### GOAL OF THE EXERCISE
Output the material exactly, but drop every image it holds.

### GIVEN INFORMATION

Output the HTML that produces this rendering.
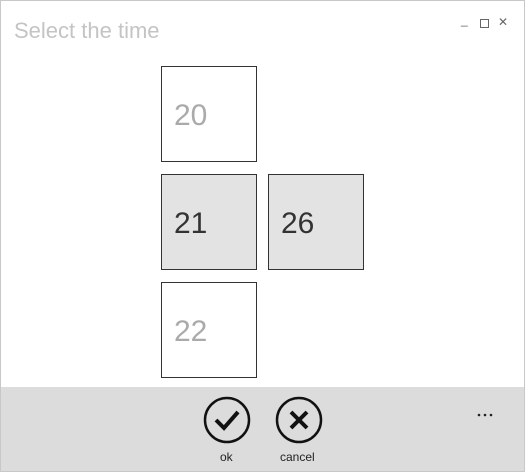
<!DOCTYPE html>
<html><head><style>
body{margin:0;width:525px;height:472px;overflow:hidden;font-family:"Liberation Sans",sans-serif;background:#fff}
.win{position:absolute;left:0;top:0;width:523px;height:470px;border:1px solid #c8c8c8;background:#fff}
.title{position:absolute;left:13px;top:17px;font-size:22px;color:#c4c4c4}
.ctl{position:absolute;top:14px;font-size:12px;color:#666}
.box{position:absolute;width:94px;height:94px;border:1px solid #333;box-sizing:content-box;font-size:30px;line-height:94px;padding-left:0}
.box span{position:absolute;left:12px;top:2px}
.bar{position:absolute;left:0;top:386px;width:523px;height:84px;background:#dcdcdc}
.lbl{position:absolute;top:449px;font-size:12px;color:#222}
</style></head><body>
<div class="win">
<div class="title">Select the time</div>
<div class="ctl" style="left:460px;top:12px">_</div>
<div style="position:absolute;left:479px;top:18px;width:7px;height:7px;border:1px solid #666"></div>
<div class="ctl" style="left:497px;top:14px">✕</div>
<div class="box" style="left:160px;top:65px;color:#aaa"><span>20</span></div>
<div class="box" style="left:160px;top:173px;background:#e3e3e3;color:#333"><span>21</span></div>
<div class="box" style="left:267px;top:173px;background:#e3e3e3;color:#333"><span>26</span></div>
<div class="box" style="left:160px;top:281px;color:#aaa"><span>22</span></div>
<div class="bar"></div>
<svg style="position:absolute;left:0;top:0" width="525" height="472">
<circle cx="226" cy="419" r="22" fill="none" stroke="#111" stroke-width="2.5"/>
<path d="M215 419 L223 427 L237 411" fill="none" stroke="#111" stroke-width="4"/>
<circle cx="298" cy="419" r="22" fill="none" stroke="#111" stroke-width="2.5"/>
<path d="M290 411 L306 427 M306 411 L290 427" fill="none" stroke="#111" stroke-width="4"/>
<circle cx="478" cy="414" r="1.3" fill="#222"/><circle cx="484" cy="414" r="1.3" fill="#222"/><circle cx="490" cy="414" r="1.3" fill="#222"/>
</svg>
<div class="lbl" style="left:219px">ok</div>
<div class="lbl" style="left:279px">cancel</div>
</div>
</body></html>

### FINISHED TASK
Output the HTML that produces this rendering.
<!DOCTYPE html>
<html><head><style>
body{margin:0;width:525px;height:472px;overflow:hidden;font-family:"Liberation Sans",sans-serif;background:#fff}
.win{position:absolute;left:0;top:0;width:523px;height:470px;border:1px solid #c8c8c8;background:#fff}
.title{position:absolute;left:13px;top:17px;font-size:22px;color:#c4c4c4}
.ctl{position:absolute;top:14px;font-size:12px;color:#666}
.box{position:absolute;width:94px;height:94px;border:1px solid #333;box-sizing:content-box;font-size:30px;line-height:94px;padding-left:0}
.box span{position:absolute;left:12px;top:2px}
.bar{position:absolute;left:0;top:386px;width:523px;height:84px;background:#dcdcdc}
.lbl{position:absolute;top:449px;font-size:12px;color:#222}
</style></head><body>
<div class="win">
<div class="title">Select the time</div>
<div class="ctl" style="left:460px;top:12px">_</div>
<div style="position:absolute;left:479px;top:18px;width:7px;height:7px;border:1px solid #666"></div>
<div class="ctl" style="left:497px;top:14px">✕</div>
<div class="box" style="left:160px;top:65px;color:#aaa"><span>20</span></div>
<div class="box" style="left:160px;top:173px;background:#e3e3e3;color:#333"><span>21</span></div>
<div class="box" style="left:267px;top:173px;background:#e3e3e3;color:#333"><span>26</span></div>
<div class="box" style="left:160px;top:281px;color:#aaa"><span>22</span></div>
<div class="bar"></div>
<svg style="position:absolute;left:0;top:0" width="525" height="472">
<circle cx="226" cy="419" r="22" fill="none" stroke="#111" stroke-width="2.5"/>
<path d="M215 419 L223 427 L237 411" fill="none" stroke="#111" stroke-width="4"/>
<circle cx="298" cy="419" r="22" fill="none" stroke="#111" stroke-width="2.5"/>
<path d="M290 411 L306 427 M306 411 L290 427" fill="none" stroke="#111" stroke-width="4"/>
<circle cx="478" cy="414" r="1.3" fill="#222"/><circle cx="484" cy="414" r="1.3" fill="#222"/><circle cx="490" cy="414" r="1.3" fill="#222"/>
</svg>
<div class="lbl" style="left:219px">ok</div>
<div class="lbl" style="left:279px">cancel</div>
</div>
</body></html>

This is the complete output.